Granted, it has zero chance of passing as is, but the current bill before the US Senate, The Compliance with Court Orders Act of 2016, would actually make encryption a legal impossibility.
The bill, Hall and Bankston point out, doesn’t specifically suggest any sort of backdoored encryption or other means to even attempt to balance privacy and encryption, and actually claims to not require any particular design limitations on products. Instead, it states only that communications firms must provide unencrypted data to law enforcement or the means for law enforcement to grab that data themselves. “To uphold the rule of law and protect the security and interests of the United States, all persons receiving an authorized judicial order for information or data must provide, in a timely manner, responsive and intelligible information or data, or appropriate technical assistance to obtain such information or data.”
In a nutshell, if you run Apple, an email provider, a communications network, a cloud storage service, etc. and a court orders you to turn over or tap a user’s information, you have to turn it over, in an intelligible form. (i.e. not encrypted)
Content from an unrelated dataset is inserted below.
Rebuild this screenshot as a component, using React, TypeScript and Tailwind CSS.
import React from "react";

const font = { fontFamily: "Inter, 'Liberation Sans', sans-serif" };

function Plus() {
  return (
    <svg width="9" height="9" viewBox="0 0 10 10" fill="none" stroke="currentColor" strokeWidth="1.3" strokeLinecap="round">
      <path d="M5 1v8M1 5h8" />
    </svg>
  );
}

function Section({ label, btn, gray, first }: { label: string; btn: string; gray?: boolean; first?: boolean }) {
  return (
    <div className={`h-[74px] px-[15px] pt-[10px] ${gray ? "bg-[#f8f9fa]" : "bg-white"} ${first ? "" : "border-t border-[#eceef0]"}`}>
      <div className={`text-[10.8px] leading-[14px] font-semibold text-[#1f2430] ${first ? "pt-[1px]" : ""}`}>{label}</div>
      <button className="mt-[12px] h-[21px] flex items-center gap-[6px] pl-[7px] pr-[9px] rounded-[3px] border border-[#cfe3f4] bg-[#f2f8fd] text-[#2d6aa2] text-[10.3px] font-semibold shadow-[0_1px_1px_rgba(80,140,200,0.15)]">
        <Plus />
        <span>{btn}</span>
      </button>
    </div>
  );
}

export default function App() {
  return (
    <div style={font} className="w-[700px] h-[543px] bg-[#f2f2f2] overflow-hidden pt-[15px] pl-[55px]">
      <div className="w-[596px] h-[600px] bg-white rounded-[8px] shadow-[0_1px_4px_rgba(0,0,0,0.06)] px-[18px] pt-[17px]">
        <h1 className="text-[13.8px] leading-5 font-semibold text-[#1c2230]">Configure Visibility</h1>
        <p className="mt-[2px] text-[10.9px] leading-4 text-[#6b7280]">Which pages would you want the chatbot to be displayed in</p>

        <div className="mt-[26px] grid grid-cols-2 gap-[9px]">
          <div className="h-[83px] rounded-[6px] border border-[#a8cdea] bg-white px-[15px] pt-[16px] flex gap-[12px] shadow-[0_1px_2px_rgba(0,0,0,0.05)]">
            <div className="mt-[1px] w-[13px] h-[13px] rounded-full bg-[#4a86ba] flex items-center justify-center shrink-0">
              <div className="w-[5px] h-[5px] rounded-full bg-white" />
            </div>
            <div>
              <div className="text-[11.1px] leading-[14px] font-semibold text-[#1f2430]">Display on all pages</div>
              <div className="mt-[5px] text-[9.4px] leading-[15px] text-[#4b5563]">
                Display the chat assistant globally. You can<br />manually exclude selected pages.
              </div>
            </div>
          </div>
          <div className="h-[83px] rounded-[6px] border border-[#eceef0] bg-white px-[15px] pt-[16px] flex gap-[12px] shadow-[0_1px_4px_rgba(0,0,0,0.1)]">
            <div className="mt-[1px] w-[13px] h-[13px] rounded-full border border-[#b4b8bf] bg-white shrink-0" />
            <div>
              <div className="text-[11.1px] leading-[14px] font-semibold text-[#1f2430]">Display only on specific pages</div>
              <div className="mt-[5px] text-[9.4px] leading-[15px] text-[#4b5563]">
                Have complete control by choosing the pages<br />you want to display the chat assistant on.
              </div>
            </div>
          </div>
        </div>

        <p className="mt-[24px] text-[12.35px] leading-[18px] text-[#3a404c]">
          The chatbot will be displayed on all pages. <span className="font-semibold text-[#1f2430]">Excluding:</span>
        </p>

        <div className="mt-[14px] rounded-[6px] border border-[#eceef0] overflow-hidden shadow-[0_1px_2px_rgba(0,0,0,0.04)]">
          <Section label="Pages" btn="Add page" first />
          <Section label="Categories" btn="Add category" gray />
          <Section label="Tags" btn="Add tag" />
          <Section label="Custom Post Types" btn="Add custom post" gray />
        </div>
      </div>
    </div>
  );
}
In order to do that, of course, the service would have to prevent the user from encrypting it in the first place, or at least have access to any encrypted data. As a user, you can’t use encryption of your own, of course, because these providers need to be able to get to the data in order to comply with a court order.
Yes, this is horrible, for privacy, for businesses with data protection issues, for anyone who wants to communicate or store information without making it completely insecure.
So yeah, this one won’t pass but as Kevin Bankston, the director of the New America Foundation’s Open Technology Institute is quoted:
“We have to take this seriously,” he says. “If this is the level of nuance and understanding with which our policymakers are viewing technical issues we’re in a profoundly worrisome place.”
This is true, these people have no clue what they are demanding, and what sort of impact it will have on data protection at every level. We should keep this in mind when it comes time to vote for people who have the power to enact this sort of junk.